Here are more than a few words:
The changes to inlet conditions would be to gas temperature, pressure, or flow rate in order to raise the speed of sound or decrease bulk gas velocity until the $M=1$ point hits the end of the pipe.
The mechanism that enforces this conservation of mass and energy. In my experience when flow through a pipe reaches $M=1$, no further increase in mass flow rate of a given gas composition is possible unless the gas temperature is increased. The point at which $M=1$ is like the event horizon of a black hole: no information can be transmitted downstream via pressure (sound) beyond that point.
I believe this point-of-no-return for pressure information at a $M=1$ point in a pipeline is because if you try to pump gas molecules through a pipe beyond their speed of sound, the excess energy dumped into the pipeline by the pump to perform this acceleration goes into raising the gas temperature instead of the bulk gas velocity in a single direction along the pipe. If small supersonic regions where $M>1$ of the gas do appear, they are quickly dissipated by turbulence due to the presence of the nearby pipe walls, preventing other groups of gas molecules from achieving $M>1$.

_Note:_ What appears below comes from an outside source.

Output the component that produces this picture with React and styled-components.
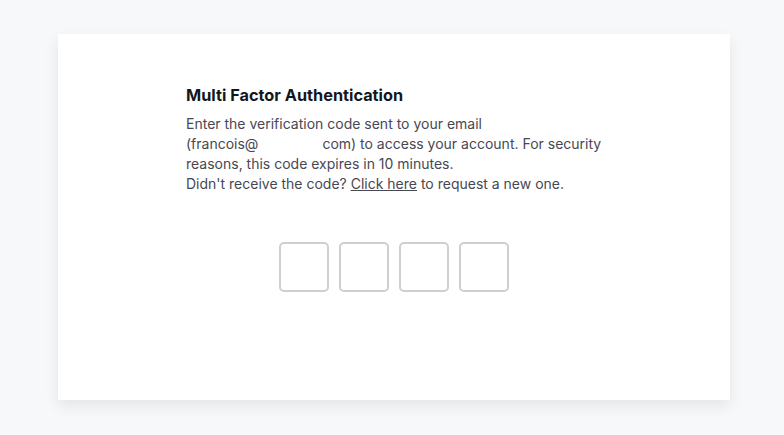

For example, let's say I have a positive displacement pump that pushed a constant mass flow rate of gas into a pipeline and I disabled all high discharge pressure and temperature shutdown safety mechanisms. Let's say the pipeline's primary outlet valve were closed due to a downstream equipment problem. At some point a pressure relief valve along the pipeline opens and begins venting gas to atmosphere. As pipeline pressure builds up, mass flow rate through the relief valve increases. Increased mass flow rate means increased gas bulk velocity which means increased $M$ at the relief valve. $M$ would rise until $M=1$. However, at $M=1$, additional increases in relief valve's inlet pressure cannot increase the mass flow rate any further for the reason I stated earlier. Some increase in mass flow rate would be achieved due to increased temperature caused by the adiabatic heating of the pipeline gas (as the runaway pump continued to shove gas into the pipeline) but this does not raise $M$ since the speed of sound rises with rising temperature (both temperature and speed of sound are functions of the root mean square of gas molecule velocities). Eventually the flow rate through the pressure relief valve (hopefully one designed to handle the flow of the runaway pump) would stabilize with $M=1$ at its orifice (the "end of the pipe").
The principle I'm trying to get at is that the system will adjust in response to whatever variables you fix. If you try to fix more variables than degrees of freedom you have available in your system, then you'll find that you cannot achieve control of one of the variables.
What if I am controlling the inlet conditions to be a certain
pressure? Then what happens at the end of a rough walled pipe if the
flow reaches M = 1 in the middle? Or what if I forcibly add more heat
past the M=1 point (in an initially subsonic flow) where the inlet
pressure is fixed? Physically, what will happen?
$M=1$ requires energy to sustain. I know this because I have worked near 15 MMSCFD (million standard cubic feet per day, or 17,658 standard cubic meters per hour) relief valves going off: you can hear its scream for miles (the extreme turbulence of gas from within the piping). In a pipeline, that energy is provided by pressure drop. This pressure drop can be provided by increasing upstream pressure with a pump/reservoir or by decreasing downstream pressure ("backpressure"). Heating a section of piping may increase pressure.
But let's explore a situation that attempts to hit all your question's theoretical requirements. Let's say we have a new empty pipeline at atmospheric pressure. Let's say we decide to violently fill it with gas from a set of compressors and heat exchangers so powerful that we can instantly and continuously maintain a controlled inlet gas temperature and pressure. It will be a violent affair but let's imagine this crazy boundary condition for this dynamic model. The pipeline is initially quiet and uniformly at $1 atm$. We start the compressors and the inlet pressure and temperature are instantly on target at the mouth of the pipeline. The gas immediately enters the pipeline causing a high pressure wave of gas to flow at its speed of sound. This speed of sound varies with the front's temperature. The front temperature is much cooler than the inlet temperature due to the Joule-Thompson effect. All the while the compressors and heat exchangers stubbornly maintain a constant inlet pressure and temperature, injecting enormous quantities of heat and mass, although the mass flow rate decreases gradually. At some point in time there is a situation where $M=1$ is located midway along the pipeline length. No gas has been able to travel downstream of this point since pressure information cannot be transmitted downstream through the $M=1$ point. Pressure downstream of $M=1$ remains at atmospheric pressure. Adding heat past the $M=1$ point doesn't do anything but warm empty pipe.
So why aren't all our natural gas pipelines carrying gas at the speed
of sound? Or why not even our water pipes?
Because natural gas pipeline companies want to maximize mass flowrate while minimizing cost within government regulations. Mass flowrate is higher if gas density within the pipeline is higher. Gas density for natural gas nearing $M=1$ is low and can cause problems such as hydrate formation for long runs of pipe.
As for water pipes, liquid water flowing at high speeds erodes piping. It is also incompressible so you don't get much benefit at all in terms of increased density for transferring it at higher pressures. Transporting water in its vapor phase for distances long enough for pressure-drop-induced $M=1$ situations to occur is rare and expensive (especially since steam systems require insulation and boilers to prevent condensation back to its liquid state).